I think we should let the OP respond, rather than projecting our own theories onto him. I'm curious how his behavior, or "vibe" or whatever has changed, if it in fact has, since his setting out on the Path.
@Dakini, I take your point. We must have read his posts differently. We’ll see how it develops I guess.
I see where you're coming from, now. You inferred from his thread title, that he views compassion as the key element in his experience. (Very astute of you, haha, I missed it! ) But I'd still like to see the OP flesh out his topic, and describe whatever transformation he feels he's undergone, that may be making a difference in how he relates to others.
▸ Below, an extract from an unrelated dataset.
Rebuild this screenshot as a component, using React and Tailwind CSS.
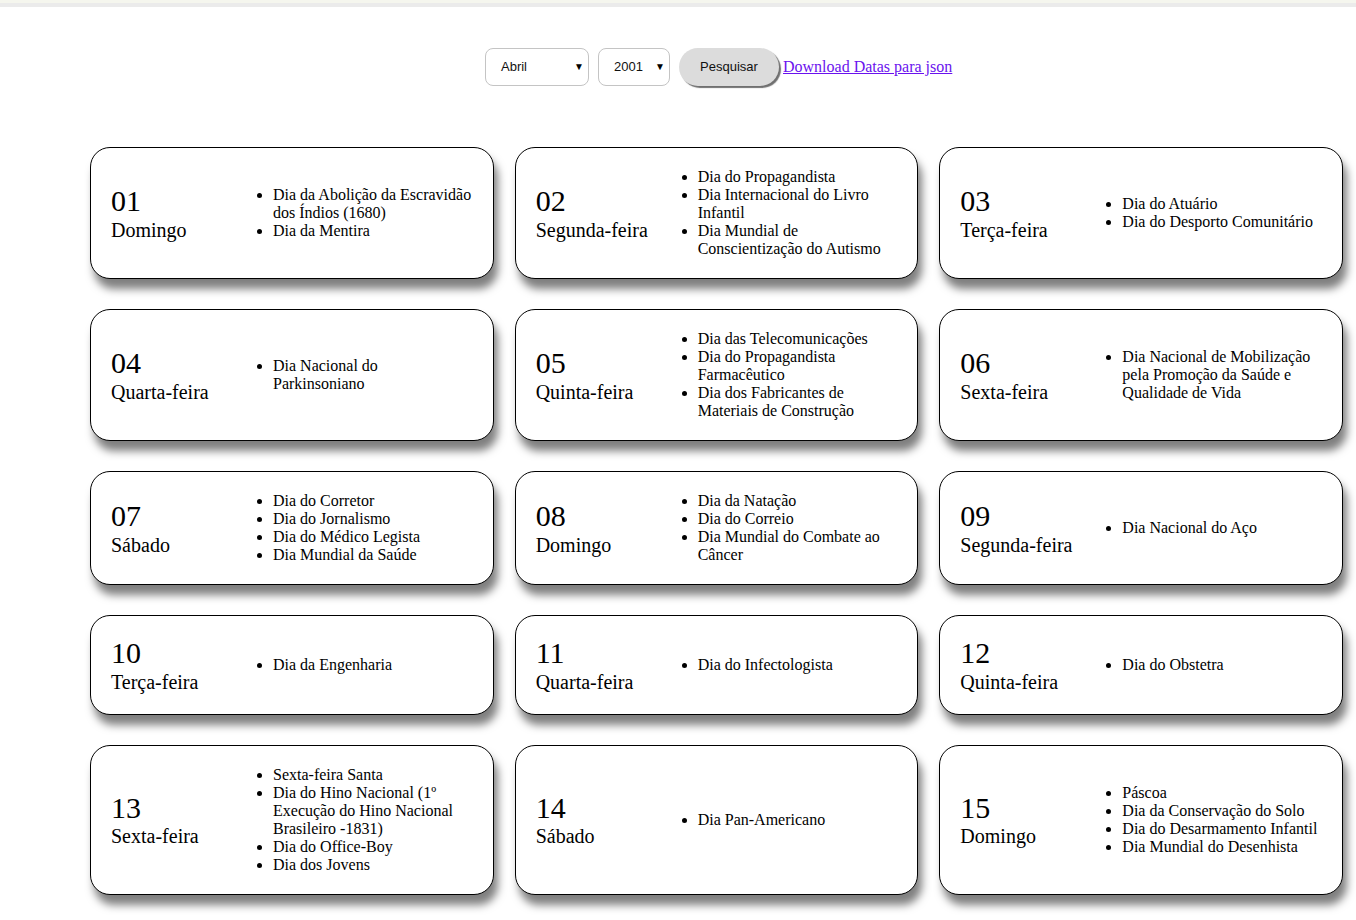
const days = [
  { n: '01', d: 'Domingo', items: ['Dia da Abolição da Escravidão dos Índios (1680)', 'Dia da Mentira'] },
  { n: '02', d: 'Segunda-feira', items: ['Dia do Propagandista', 'Dia Internacional do Livro Infantil', 'Dia Mundial de Conscientização do Autismo'] },
  { n: '03', d: 'Terça-feira', items: ['Dia do Atuário', 'Dia do Desporto Comunitário'] },
  { n: '04', d: 'Quarta-feira', items: ['Dia Nacional do Parkinsoniano'] },
  { n: '05', d: 'Quinta-feira', items: ['Dia das Telecomunicações', 'Dia do Propagandista Farmacêutico', 'Dia dos Fabricantes de Materiais de Construção'] },
  { n: '06', d: 'Sexta-feira', items: ['Dia Nacional de Mobilização pela Promoção da Saúde e Qualidade de Vida'] },
  { n: '07', d: 'Sábado', items: ['Dia do Corretor', 'Dia do Jornalismo', 'Dia do Médico Legista', 'Dia Mundial da Saúde'] },
  { n: '08', d: 'Domingo', items: ['Dia da Natação', 'Dia do Correio', 'Dia Mundial do Combate ao Câncer'] },
  { n: '09', d: 'Segunda-feira', items: ['Dia Nacional do Aço'] },
  { n: '10', d: 'Terça-feira', items: ['Dia da Engenharia'] },
  { n: '11', d: 'Quarta-feira', items: ['Dia do Infectologista'] },
  { n: '12', d: 'Quinta-feira', items: ['Dia do Obstetra'] },
  { n: '13', d: 'Sexta-feira', items: ['Sexta-feira Santa', 'Dia do Hino Nacional (1º Execução do Hino Nacional Brasileiro -1831)', 'Dia do Office-Boy', 'Dia dos Jovens'] },
  { n: '14', d: 'Sábado', items: ['Dia Pan-Americano'] },
  { n: '15', d: 'Domingo', items: ['Páscoa', 'Dia da Conservação do Solo', 'Dia do Desarmamento Infantil', 'Dia Mundial do Desenhista'] },
]

function FakeSelect({ value, width }) {
  return (
    <div className={`relative h-[38px] ${width} rounded-[8px] border border-[#c4c4c4] bg-white flex items-center pl-[15px] text-[13px] text-[#111]`}>
      <span>{value}</span>
      <span className="absolute right-[4px] top-[10px] text-[10px] text-black">▼</span>
    </div>
  )
}

function DayCard({ day }) {
  return (
    <div className="flex items-center rounded-[20px] border border-black bg-white px-5 py-5 shadow-[4px_10px_9px_rgba(0,0,0,0.5)]">
      <div className="w-[122px] shrink-0 text-black">
        <div className="text-[30px] leading-[34.5px]">{day.n}</div>
        <div className="text-[20px] leading-[23px]">{day.d}</div>
      </div>
      <ul className="flex-1 list-disc pl-10 text-[16px] leading-[18px] text-black">
        {day.items.map((it) => (
          <li key={it}>{it}</li>
        ))}
      </ul>
    </div>
  )
}

export default function App() {
  return (
    <div className="min-h-[920px] bg-white font-['Liberation_Serif',serif]">
      <div className="h-[3px] bg-[#f5f6ee]" />
      <div className="h-[4px] bg-[#ebebeb]" />

      <div className="ml-[90px] w-[1253px]">
        <div className="mt-[41px] flex items-center pl-[395px] font-['Liberation_Sans',sans-serif]">
          <FakeSelect value="Abril" width="w-[104px]" />
          <div className="ml-[9px]">
            <FakeSelect value="2001" width="w-[72px]" />
          </div>
          <button className="ml-[9px] h-[38px] w-[100px] rounded-[19px] bg-[#dcdcdc] text-[13px] text-[#111] shadow-[2px_2px_1px_#707070]">
            Pesquisar
          </button>
          <a href="#" className="ml-[4px] font-['Liberation_Serif',serif] text-[16px] text-[#6a12ee] underline">
            Download Datas para json
          </a>
        </div>

        <div className="mt-[61px] grid grid-cols-3 gap-x-[21px] gap-y-[30px]">
          {days.map((day) => (
            <DayCard key={day.n} day={day} />
          ))}
        </div>
      </div>
    </div>
  )
}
I think it could be very interesting, and would enrich the discussion.
I read the compassion angle as being compassion for the opposite sex in misconstruing the relationship and falling in love; not that practice leads to compassion which leads to interest from the opposite sex.
It's interesting when one attributes an effect to one particular cause.
For example, I pour a glass of water, take it to the table and knock it over.
Is the effect (wet floor) caused by my loss of coordination or lack of attention? or is it caused by the half bottle of vodka I consumed? or is it because I used a tall glass that's easier to knock over? Or because I paid my water bill and there was water in the first place? Or that I need to drink water at all...
Causation is based on remoteness which is based on statistical significance which is an expedience in negotiating chaos.
There are many reasons why people are attracted to each other - I'm not sure to what extent practice may play a part... I'm sure it may assist in many ways but equally it could also be a hindrance in many ways... it's tough categorising the 'opposite sex' as a group that behaves homogenously in every eventuality.
Interesting. We definitely need clarification from the OP.